Tuesday, July 28, 2020

Arizona Trail: Passage 20


From Forest Road 429, West of Roosevelt Dam, to the Frazier Trailhead.
December 8, 2002.  With Chris, Richard, and Sarah.  Weather:  55-70 degrees, clear.

Total hike from FR 429 trailhead to SR188:  6.72 mi.  Beginning from 3750 ft. to 2225 ft.  Desert scrub/grassland to Upper Sonoran.

Clear skies, great vistas of Fish Creek Hill/Apache Lake to the south, The Sierra Ancha and Roosevelt lake (what’s left of it in the drought) to the north.  Easy hiking on dirt roads and new trails.  Little elevation gain, but about 1000 feet of full loss.  Covered springs and seeps, but little evidence of grazing.  I think the [Pine Mountain] passage begins at the trailhead where we stopped, and goes about 7 miles to Lone Pine Saddle [actually, it goes all the way to SR-87].  There are supposedly Indian ruins up there.

Easy hike across ridges, for the most part, until lunch at 12:30.  We hung around on the ridge until about 1, then climbed down steeply to SR 188.  There’s a radio tower up there that’s not connected to any wires, so you can’t figure out what it does.  This tower overlooks Roosevelt dam, now off limits because of 9/11.  There’s a suspension bridge over the mouth of the Salt River in front of the Dam.  It looks like a metal rainbow with streams of rain (cables) coming down from the bow.

Richard and Jim:  3.56 miles to Frazier Trailhead.
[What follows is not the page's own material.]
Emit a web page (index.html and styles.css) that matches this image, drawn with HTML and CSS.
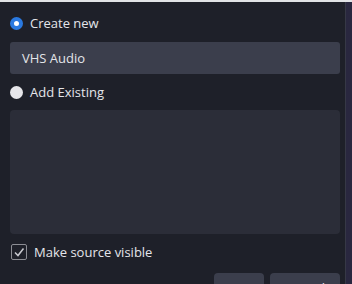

We’d parked the car at the pullout before the bridge, but the AZT continued beyond the bridge.  Richard and I hiked over the bridge (very little vehicular traffic), then up a ravine to a low ridgeline.  This section skirts the town of Roosevelt, and winds through all the drainages.  Though this was listed on the AZT description as a 2-mile trail, going in and out of drainages actually made it 3.5 or more miles.  The landscape is badly cow-scarred, and some of the trail dirt is loose and fine.  It’s Sonoran landscape, more used than that across the bridge.  Interesting things we saw:  an old rusted U.S. Dept. of the Interior sign in the shape of a shield, probably dating from the 1930’s, designating the area a wildlife refuge.  We wanted to take it, but that would have been vandalism.  Also, I stepped off into the air on a narrow part of the trail, and really banged a knee.  Luckily the paloverde and jojoba broke my fall.  The trail ended at the Frazier Trailhead, where Richard, Maxie, and I had come out on the ill-fated trip last Spring Break, when I had a 102 degree fever.